We then continued to wander, stopping in many of the shops along the way until we got to the Opera House. We didn't go it, but it is a pretty building. Close to there was the gigantic City Hall. This was a much more magnificent building than any other building that we had seen and would see. Too bad we couldn't go inside.
From there we headed over to the Reunification Palace (Independence Palace). This was the home of the South Vietnamese president before the country was unified. You can tell by the architecture that it was obviously built in the 1960's (1962 to be exact). I think that architecture from this period is absolutely hideous, but that's just my humble opinion. Many people might know this building, because this is where people were evacuated from the rooftop once the official handover of power of South Vietnam was handed over to North Vietnam in the Fall of Saigon. There is a famous photograph of a North Vietnamese tank crashing through the front gate of this palace.
At the Reunification Palace you are able to walk through and view all the rooms. I highly suggest a tour, because we walked through on our own and didn't really learn a thing. The only signs posted tell you the names of the rooms. From the rooftop, you can see a nice view of the city, and there is an interesting photo gallery in the basement.
From there we walked through Tam Dan Park to Notre Dame Basilica down the road. On the way there, we saw quite a few propaganda posters around. I'll post the photos here, if anyone can translate for me, I would be much obliged. We arrived at Notre Dame, but we didn't go in, though I wish we had. No one else seemed too interested, so I didn't push it. If you read my blog often, you'll know that I have a slight obsession with ecclesiastical arts. Oh well, it was nice to see from the outside at least.
From there we headed towards the river. We tried to find the Hard Rock Cafe, because my friend wanted to buy something there, but it seems as though it disappeared into thin air. We ate dinner at Pho 24. This is a restaurant chain that serves mostly only pho. What is pho? Pho is Vietnamese noodle soup. It is commonly eaten for breakfast, but it can be eaten at other times of the day as well. It's delicious, and I highly recommend you go to your local Vietnamese restaurant right now and eat it. Pho ga is chicken soup and Pho bo is beef soup. Don't ask me the pronunciations, I'll be sure to botch them.
We arrived at the river (after a perilous experience crossing the road) and walked along for a little while. It was nice to see, and there were lots of river cruise boats along the river, but otherwise, not much to see. We then headed back towards our hotel because we were flying out that night.

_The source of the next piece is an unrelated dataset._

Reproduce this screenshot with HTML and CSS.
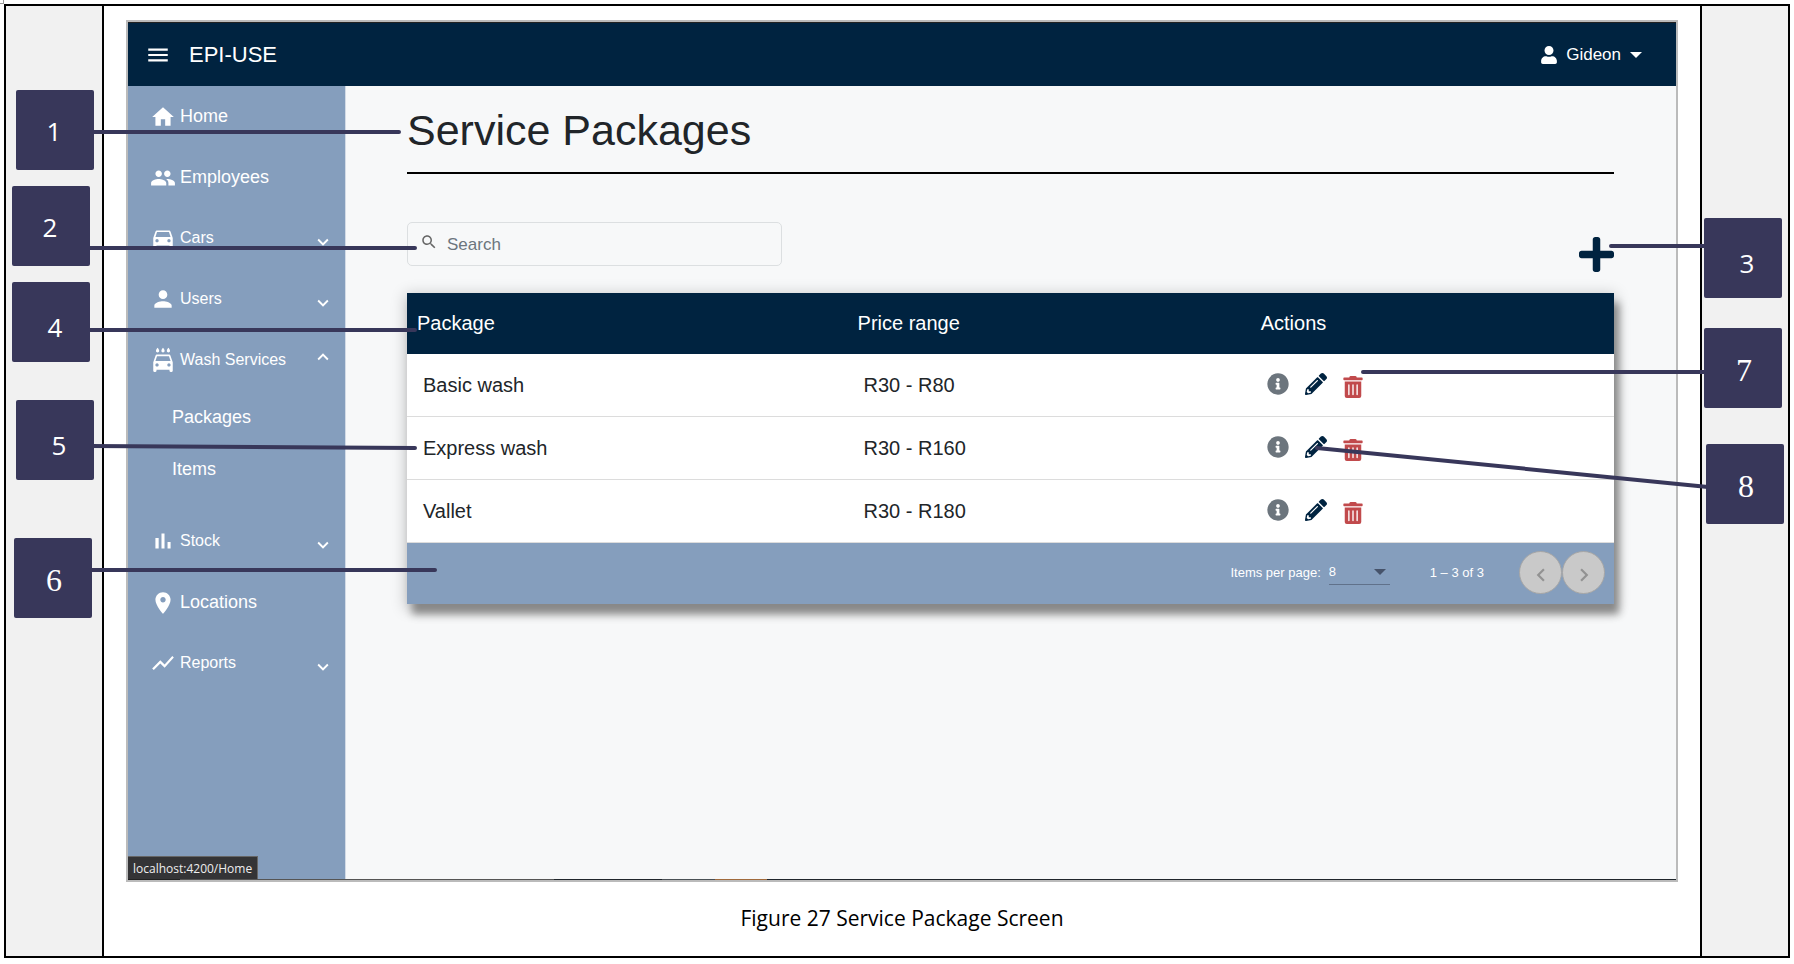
FILE: index.html
```html
<!DOCTYPE html>
<html lang="en">
<head>
<meta charset="utf-8">
<title>Figure 27 Service Package Screen</title>
<link rel="stylesheet" href="styles.css">
</head>
<body>
<svg class="sprite" aria-hidden="true">
  <symbol id="i-home" viewBox="0 0 24 24"><path d="M10 20v-6h4v6h5v-8h3L12 3 2 12h3v8z"/></symbol>
  <symbol id="i-people" viewBox="0 0 24 24"><path d="M16 11c1.66 0 2.99-1.34 2.99-3S17.66 5 16 5s-3 1.34-3 3 1.34 3 3 3zm-8 0c1.66 0 2.99-1.34 2.99-3S9.66 5 8 5 5 6.34 5 8s1.34 3 3 3zm0 2c-2.33 0-7 1.17-7 3.5V19h14v-2.5c0-2.33-4.67-3.5-7-3.5zm8 0c-.29 0-.62.02-.97.05 1.16.84 1.97 1.97 1.97 3.45V19h6v-2.5c0-2.33-4.67-3.5-7-3.5z"/></symbol>
  <symbol id="i-car" viewBox="0 0 24 24"><path d="M18.92 6.01C18.72 5.42 18.16 5 17.5 5h-11c-.66 0-1.21.42-1.42 1.01L3 12v8c0 .55.45 1 1 1h1c.55 0 1-.45 1-1v-1h12v1c0 .55.45 1 1 1h1c.55 0 1-.45 1-1v-8l-2.08-5.99zM6.5 16c-.83 0-1.5-.67-1.5-1.5S5.670 13 6.500 13s1.500.67 1.500 1.500S7.330 16 6.500 16zm11 0c-.83 0-1.500-.67-1.500-1.500s.67-1.500 1.500-1.500 1.500.67 1.500 1.500-.67 1.500-1.500 1.500zM5 11l1.500-4.500h11L19 11H5z"/></symbol>
  <symbol id="i-person" viewBox="0 0 24 24"><path d="M12 12c2.210 0 4-1.790 4-4s-1.790-4-4-4-4 1.790-4 4 1.790 4 4 4zm0 2c-2.670 0-8 1.340-8 4v2h16v-2c0-2.660-5.330-4-8-4z"/></symbol>
  <symbol id="i-wash" viewBox="0 0 24 24"><path d="M17 5c.83 0 1.500-.67 1.500-1.500 0-1-1.500-2.700-1.500-2.700s-1.500 1.700-1.500 2.700c0 .83.67 1.500 1.500 1.500zm-5 0c.83 0 1.500-.67 1.500-1.500 0-1-1.500-2.700-1.500-2.700s-1.500 1.700-1.500 2.700c0 .83.67 1.500 1.500 1.500zM7 5c.83 0 1.500-.67 1.500-1.500C8.500 2.500 7 .8 7 .8S5.500 2.500 5.500 3.500C5.500 4.330 6.170 5 7 5zm11.920 3.010C18.720 7.420 18.160 7 17.500 7h-11c-.66 0-1.210.42-1.420 1.010L3 14v8c0 .55.45 1 1 1h1c.55 0 1-.45 1-1v-1h12v1c0 .55.45 1 1 1h1c.55 0 1-.45 1-1v-8l-2.080-5.990zM6.500 18c-.83 0-1.500-.67-1.500-1.500S5.670 15 6.500 15s1.500.67 1.500 1.500S7.330 18 6.500 18zm11 0c-.83 0-1.500-.67-1.500-1.500s.67-1.500 1.500-1.500 1.500.67 1.500 1.500-.67 1.500-1.500 1.500zM5 13l1.500-4.500h11L19 13H5z"/></symbol>
  <symbol id="i-chart" viewBox="0 0 24 24"><path d="M5 9.200h3V19H5zM10.600 5h2.800v14h-2.800zm5.600 8H19v6h-2.800z"/></symbol>
  <symbol id="i-place" viewBox="0 0 24 24"><path d="M12 2C8.130 2 5 5.130 5 9c0 5.250 7 13 7 13s7-7.750 7-13c0-3.870-3.130-7-7-7zm0 9.500c-1.380 0-2.500-1.120-2.500-2.500s1.120-2.500 2.500-2.500 2.500 1.120 2.500 2.500-1.120 2.500-2.500 2.500z"/></symbol>
  <symbol id="i-trend" viewBox="0 0 24 24"><path d="M3.500 18.490l6-6.010 4 4L22 6.920l-1.410-1.410-7.090 7.970-4-4L2 16.990z"/></symbol>
  <symbol id="i-down" viewBox="0 0 24 24"><path d="M16.590 8.590L12 13.170 7.410 8.590 6 10l6 6 6-6z"/></symbol>
  <symbol id="i-up" viewBox="0 0 24 24"><path d="M12 8l-6 6 1.410 1.410L12 10.830l4.590 4.580L18 14z"/></symbol>
  <symbol id="i-left" viewBox="0 0 24 24"><path d="M15.410 7.410L14 6l-6 6 6 6 1.410-1.410L10.830 12z"/></symbol>
  <symbol id="i-right" viewBox="0 0 24 24"><path d="M10 6L8.590 7.410 13.170 12l-4.580 4.590L10 18l6-6z"/></symbol>
  <symbol id="i-menu" viewBox="0 0 24 24"><path d="M3 18h18v-2H3v2zm0-5h18v-2H3v2zm0-7v2h18V6H3z"/></symbol>
  <symbol id="i-search" viewBox="0 0 24 24"><path d="M15.500 14h-.79l-.28-.27C15.410 12.590 16 11.110 16 9.500 16 5.910 13.090 3 9.500 3S3 5.910 3 9.500 5.910 16 9.500 16c1.610 0 3.090-.59 4.230-1.570l.27.28v.79l5 4.990L20.490 19l-4.990-5zm-6 0C7.010 14 5 11.990 5 9.500S7.010 5 9.500 5 14 7.010 14 9.500 11.990 14 9.500 14z"/></symbol>
  <symbol id="i-caret" viewBox="0 0 12 6"><path d="M0 0h12L6 6z"/></symbol>
  <symbol id="i-user" viewBox="0 0 448 512"><path d="M224 256c70.700 0 128-57.300 128-128S294.700 0 224 0 96 57.300 96 128s57.300 128 128 128zm89.600 32h-16.700c-22.200 10.200-46.900 16-72.900 16s-50.600-5.800-72.900-16h-16.700C60.200 288 0 348.200 0 422.400V464c0 26.500 21.500 48 48 48h352c26.500 0 48-21.500 48-48v-41.600c0-74.200-60.200-134.400-134.400-134.400z"/></symbol>
  <symbol id="i-plus" viewBox="0 32 448 448"><path d="M416 208H272V64c0-17.670-14.330-32-32-32h-32c-17.670 0-32 14.330-32 32v144H32c-17.670 0-32 14.330-32 32v32c0 17.670 14.330 32 32 32h144v144c0 17.670 14.330 32 32 32h32c17.670 0 32-14.330 32-32V304h144c17.670 0 32-14.330 32-32v-32c0-17.670-14.330-32-32-32z"/></symbol>
  <symbol id="i-info" viewBox="0 0 512 512"><path d="M256 8C119.043 8 8 119.083 8 256c0 136.997 111.043 248 248 248s248-111.003 248-248C504 119.083 392.957 8 256 8zm0 110c23.196 0 42 18.804 42 42s-18.804 42-42 42-42-18.804-42-42 18.804-42 42-42zm56 254c0 6.627-5.373 12-12 12h-88c-6.627 0-12-5.373-12-12v-24c0-6.627 5.373-12 12-12h12v-64h-12c-6.627 0-12-5.373-12-12v-24c0-6.627 5.373-12 12-12h64c6.627 0 12 5.373 12 12v100h12c6.627 0 12 5.373 12 12v24z"/></symbol>
  <symbol id="i-pencil" viewBox="0 0 512 512"><path d="M497.900 142.100l-46.100 46.100c-4.700 4.700-12.300 4.700-17 0l-111-111c-4.700-4.700-4.700-12.300 0-17l46.100-46.100c18.700-18.700 49.100-18.700 67.900 0l60.100 60.100c18.800 18.700 18.800 49.100 0 67.900zM284.200 99.800L21.600 362.400.4 483.900c-2.900 16.400 11.400 30.600 27.800 27.800l121.500-21.300 262.600-262.600c4.700-4.700 4.700-12.300 0-17l-111-111c-4.800-4.700-12.400-4.700-17.100 0zM124.100 339.900c-5.500-5.500-5.500-14.300 0-19.800l154-154c5.500-5.500 14.300-5.500 19.800 0s5.500 14.300 0 19.800l-154 154c-5.500 5.500-14.300 5.500-19.800 0zM88 424h48v36.300l-64.500 11.300-31.100-31.100L51.700 376H88v48z"/></symbol>
  <symbol id="i-trash" viewBox="0 0 448 512"><path d="M32 464a48 48 0 0 0 48 48h288a48 48 0 0 0 48-48V128H32zm272-256a16 16 0 0 1 32 0v224a16 16 0 0 1-32 0zm-96 0a16 16 0 0 1 32 0v224a16 16 0 0 1-32 0zm-96 0a16 16 0 0 1 32 0v224a16 16 0 0 1-32 0zM432 32H312l-9.400-18.700A24 24 0 0 0 281.100 0H166.800a23.720 23.720 0 0 0-21.400 13.300L136 32H16A16 16 0 0 0 0 48v32a16 16 0 0 0 16 16h416a16 16 0 0 0 16-16V48a16 16 0 0 0-16-16z"/></symbol>
</svg>

<span class="anchor-mark"></span>
<div class="frame">
  <div class="gutter gutter-left"></div>
  <figure class="figure">
    <div class="screen">
      <header class="topbar">
        <button class="icon-btn menu-btn" aria-label="Menu"><svg><use href="#i-menu"/></svg></button>
        <a class="brand" href="#">EPI-USE</a>
        <button class="icon-btn account"><svg class="account-icon"><use href="#i-user"/></svg><span>Gideon</span><svg class="account-caret"><use href="#i-caret"/></svg></button>
      </header>
      <div class="shell">
        <nav class="sidebar">
          <a class="nav-item" href="#"><svg class="nav-icon"><use href="#i-home"/></svg>Home</a>
          <a class="nav-item" href="#"><svg class="nav-icon"><use href="#i-people"/></svg>Employees</a>
          <button class="nav-item nav-toggle"><svg class="nav-icon"><use href="#i-car"/></svg>Cars<svg class="chevron"><use href="#i-down"/></svg></button>
          <button class="nav-item nav-toggle"><svg class="nav-icon"><use href="#i-person"/></svg>Users<svg class="chevron"><use href="#i-down"/></svg></button>
          <button class="nav-item nav-toggle" aria-expanded="true"><svg class="nav-icon"><use href="#i-wash"/></svg>Wash Services<svg class="chevron chevron-up"><use href="#i-up"/></svg></button>
          <div class="subnav">
            <a class="sub-item" href="#">Packages</a>
            <a class="sub-item" href="#">Items</a>
          </div>
          <button class="nav-item nav-toggle"><svg class="nav-icon"><use href="#i-chart"/></svg>Stock<svg class="chevron"><use href="#i-down"/></svg></button>
          <a class="nav-item" href="#"><svg class="nav-icon"><use href="#i-place"/></svg>Locations</a>
          <button class="nav-item nav-toggle"><svg class="nav-icon"><use href="#i-trend"/></svg>Reports<svg class="chevron"><use href="#i-down"/></svg></button>
        </nav>
        <main class="content">
          <h1 class="title">Service Packages</h1>
          <div class="toolbar">
            <label class="search"><svg><use href="#i-search"/></svg><input type="text" placeholder="Search" aria-label="Search"></label>
            <button class="icon-btn add-btn" aria-label="Add package"><svg><use href="#i-plus"/></svg></button>
          </div>
          <div class="card">
            <table class="packages">
              <colgroup><col class="col-name"><col class="col-price"><col></colgroup>
              <thead><tr><th>Package</th><th>Price range</th><th>Actions</th></tr></thead>
              <tbody>
                <tr><td>Basic wash</td><td>R30 - R80</td><td><div class="actions"><button class="icon-btn info" aria-label="Details"><svg><use href="#i-info"/></svg></button><button class="icon-btn edit" aria-label="Edit"><svg><use href="#i-pencil"/></svg></button><button class="icon-btn remove" aria-label="Delete"><svg><use href="#i-trash"/></svg></button></div></td></tr>
                <tr><td>Express wash</td><td>R30 - R160</td><td><div class="actions"><button class="icon-btn info" aria-label="Details"><svg><use href="#i-info"/></svg></button><button class="icon-btn edit" aria-label="Edit"><svg><use href="#i-pencil"/></svg></button><button class="icon-btn remove" aria-label="Delete"><svg><use href="#i-trash"/></svg></button></div></td></tr>
                <tr><td>Vallet</td><td>R30 - R180</td><td><div class="actions"><button class="icon-btn info" aria-label="Details"><svg><use href="#i-info"/></svg></button><button class="icon-btn edit" aria-label="Edit"><svg><use href="#i-pencil"/></svg></button><button class="icon-btn remove" aria-label="Delete"><svg><use href="#i-trash"/></svg></button></div></td></tr>
              </tbody>
            </table>
            <div class="paginator">
              <label for="page-size">Items per page:</label>
              <span class="size-field"><select id="page-size"><option>8</option></select><svg><use href="#i-caret"/></svg></span>
              <span class="range">1 – 3 of 3</span>
              <div class="pager">
                <button class="page-btn" aria-label="Previous page"><svg><use href="#i-left"/></svg></button>
                <button class="page-btn" aria-label="Next page"><svg><use href="#i-right"/></svg></button>
              </div>
            </div>
          </div>
        </main>
        <div class="status">localhost:4200/Home</div>
      </div>
      <div class="screen-edge"></div>
    </div>
    <figcaption class="caption">Figure 27 Service Package Screen</figcaption>
  </figure>
  <div class="gutter gutter-right"></div>

  <svg class="leaders leaders-left" aria-hidden="true">
    <path d="M84 126H393M80 242H409M80 324H409M84 440L409 442M84 564H429"/>
  </svg>
  <svg class="leaders leaders-right" aria-hidden="true">
    <path d="M400 240H303M400 366H55M400 481L9 442"/>
  </svg>
  <span class="callout c1">1</span>
  <span class="callout c2">2</span>
  <span class="callout callout-low c3">3</span>
  <span class="callout callout-low c4">4</span>
  <span class="callout callout-low c5">5</span>
  <span class="callout callout-serif c6">6</span>
  <span class="callout callout-serif c7">7</span>
  <span class="callout callout-serif c8">8</span>
</div>
</body>
</html>
```
FILE: styles.css
```css
* { box-sizing: border-box; }

body {
  margin: 0;
  padding: 4px 4px 6px;
  background: #fff;
  color: #212529;
  font-family: "Liberation Sans", Arial, sans-serif;
}

svg { display: block; fill: currentColor; }
.sprite { position: absolute; width: 0; height: 0; }
a { color: inherit; text-decoration: none; }
button, input, select { font: inherit; color: inherit; }

.icon-btn {
  display: flex;
  align-items: center;
  padding: 0;
  border: 0;
  background: none;
}

/* Document table */
.anchor-mark {
  position: absolute;
  top: 0;
  left: 0;
  width: 4px;
  height: 4px;
  border: solid #999;
  border-width: 0 1px 1px 0;
}
.frame {
  position: relative;
  display: flex;
  min-height: calc(100vh - 10px);
  border: 2px solid #000;
}
.gutter { flex: none; background: #f1f1f1; }
.gutter-left { width: 98px; border-right: 2px solid #000; }
.gutter-right { width: 88px; border-left: 2px solid #000; }
.figure {
  flex: 1;
  display: flex;
  flex-direction: column;
  min-width: 0;
  margin: 0;
  padding: 14px 22px 0;
}
.caption {
  padding: 24px 0 26px;
  color: #000;
  font-family: "Open Sans", "Noto Sans", sans-serif;
  font-size: 21px;
  line-height: 24px;
  text-align: center;
}

/* Application screen */
.screen {
  flex: 1;
  display: flex;
  flex-direction: column;
  border: 2px solid #bbb;
}
.screen-edge {
  height: 1px;
  background: linear-gradient(90deg, #222 52px, #555 52px 426px, #20262c 426px 534px, #4a5055 534px 587px, #a06a3c 587px 639px, #20262c 639px);
}
.topbar {
  display: flex;
  align-items: center;
  height: 64px;
  padding: 0 34px 0 17px;
  border-top: 1px solid #222;
  background: #002340;
  color: #fff;
}
.menu-btn svg { width: 26px; height: 26px; }
.brand { margin-left: 18px; font-size: 22px; line-height: 28px; }
.account { gap: 9px; margin-left: auto; font-size: 17px; line-height: 24px; }
.account-icon { width: 16px; height: 18px; }
.account-caret { width: 12px; height: 6px; }

.shell { position: relative; flex: 1; display: flex; background: #f7f8f9; }
.sidebar {
  flex: none;
  width: 218px;
  border-right: 1px solid #d3dbe6;
  background: #859ebd;
  color: #fff;
  font-size: 18px;
}
.nav-item {
  display: flex;
  align-items: center;
  gap: 4px;
  width: 100%;
  height: 61px;
  padding: 0 11px 0 22px;
  border: 0;
  background: none;
}
.nav-toggle { padding-bottom: 2px; font-size: 16px; }
.nav-icon { width: 26px; height: 26px; }
.chevron { width: 22px; height: 22px; margin: 8px 0 0 auto; }
.chevron-up { margin-top: -6px; }
.subnav { padding-bottom: 16px; }
.sub-item { display: flex; align-items: center; height: 52px; padding-left: 44px; }
.status {
  position: absolute;
  bottom: 0;
  left: 0;
  padding: 3px 5px 2px;
  border: solid #666;
  border-width: 1px 1px 0 0;
  background: #343436;
  color: #eee;
  font-family: "Open Sans", "Noto Sans", sans-serif;
  font-size: 12px;
  line-height: 17px;
}

.content { flex: 1; min-width: 0; padding: 18px 62px 0 61px; }
.title {
  margin: 0 0 48px;
  padding-bottom: 16px;
  border-bottom: 2px solid #000;
  font-size: 43px;
  font-weight: 400;
  line-height: 52px;
}
.toolbar {
  display: flex;
  align-items: flex-start;
  justify-content: space-between;
  height: 50px;
  margin-bottom: 21px;
}
.search {
  display: flex;
  align-items: center;
  width: 375px;
  height: 44px;
  padding: 0 12px;
  border: 1px solid #dcdfe1;
  border-radius: 5px;
  color: #666;
}
.search svg { flex: none; width: 18px; height: 18px; margin-bottom: 4px; }
.search input {
  flex: 1;
  min-width: 0;
  padding: 2px 0 0 9px;
  border: 0;
  outline: 0;
  background: none;
  font-size: 17px;
}
.search input::placeholder { color: #6c757d; opacity: 1; }
.add-btn { align-self: flex-end; color: #002340; }
.add-btn svg { width: 35px; height: 35px; }

.card {
  background: #fff;
  box-shadow: 5px 10px 8px #888, 0 3px 14px 2px rgba(0, 0, 0, .2);
}
.packages {
  width: 100%;
  border-collapse: separate;
  border-spacing: 0;
  table-layout: fixed;
  font-size: 20px;
  line-height: 24px;
}
.col-name { width: 36.5%; }
.col-price { width: 33.4%; }
.packages th {
  height: 61px;
  padding: 0 10px 2px;
  background: #002340;
  color: #fff;
  font-weight: 400;
  text-align: left;
}
.packages td { height: 63px; padding: 0 16px; border-bottom: 1px solid #dcdcdc; }
.actions { display: flex; align-items: center; gap: 16px; padding-bottom: 2px; }
.info { color: #6c757d; }
.edit { color: #002340; }
.remove { color: #c14a4c; }
.actions svg { width: 22px; height: 22px; }
.actions .remove svg { width: 20px; margin-top: 6px; }

.paginator {
  display: flex;
  align-items: center;
  justify-content: flex-end;
  height: 61px;
  padding: 0 9px 2px 0;
  background: #859ebd;
  color: #fff;
  font-size: 13px;
  line-height: 20px;
}
.size-field { position: relative; margin: 0 40px 0 8px; }
.size-field select {
  width: 61px;
  height: 25px;
  padding: 0;
  border: 0;
  border-bottom: 1px solid #60718a;
  border-radius: 0;
  background: none;
  appearance: none;
}
.size-field svg {
  position: absolute;
  top: 9px;
  right: 4px;
  width: 12px;
  height: 6px;
  color: #46536a;
  pointer-events: none;
}
.pager { display: flex; margin-left: 35px; }
.page-btn {
  display: grid;
  place-items: center;
  width: 43px;
  height: 43px;
  padding: 5px 0 0;
  border: 1px solid #a6a6a6;
  border-radius: 50%;
  background: #c9c9c9;
  color: #929292;
}
.page-btn svg { width: 26px; height: 26px; }

/* Numbered annotations */
.leaders {
  position: absolute;
  top: 0;
  width: 480px;
  height: 600px;
  fill: none;
  stroke: #38375a;
  stroke-width: 4;
  stroke-linecap: round;
  pointer-events: none;
}
.leaders-left { left: 0; }
.leaders-right { right: 0; }
.callout {
  position: absolute;
  display: grid;
  place-items: center;
  width: 78px;
  height: 80px;
  padding: 2px 2px 0 0;
  border-radius: 2px;
  background: #38375a;
  color: #fff;
  font-family: "Open Sans", "Noto Sans", sans-serif;
  font-size: 26px;
  line-height: 32px;
}
.callout-low { padding: 10px 0 0 8px; }
.callout-serif {
  padding: 4px 0 0 2px;
  font-family: "Liberation Serif", "Times New Roman", serif;
  font-size: 32px;
}
.c1 { top: 84px; left: 10px; }
.c2 { top: 180px; left: 6px; }
.c3 { top: 212px; right: 6px; }
.c4 { top: 276px; left: 6px; }
.c5 { top: 394px; left: 10px; }
.c6 { top: 532px; left: 8px; }
.c7 { top: 322px; right: 6px; }
.c8 { top: 438px; right: 4px; }
```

When we got back to the area where our hotel was, two of my friends went to pick up some clothes they had custom made for them. Custom tailoring is quite common in Vietnam, and you can see any number of shops that will offer to custom make clothes for you for quite cheap. Each of my friends ordered a few things, and some turned out better than others. None of the clothes they had made were on display in the store. They chose clothes from "catalogues" and the tailor did her best to recreate the design. One dress turned out to be something completely different from what she had asked, but the others turned out pretty well. I would suggest though, to order something that they have an example of in the store instead of from catalogues, because that way you know exactly what style you're getting. I would also leave yourself ample time, because sometimes they need to make adjustments after you try them on. We were so rushed to catch our flight that we were rushing them, and I don't think they quite did as good a job on them as they would have if we hadn't rushed them.
After the tailor, we headed back to our hotel, got our things and caught a cab to the airport. I highly recommend catching a metered taxi rather than calling a van through your hotel. While this is more convenient, its much much more expensive.
All in all, I loved Ho Chi Minh City. It is vibrant, exciting and fast paced. I contemplate to myself if I would want to live here someday. I feel as though I would be afraid to ride a bike or motorbike in the streets, but it might be less stressful than being a pedestrian here though. Well, who knows where life will take me, I wouln't worry about it now.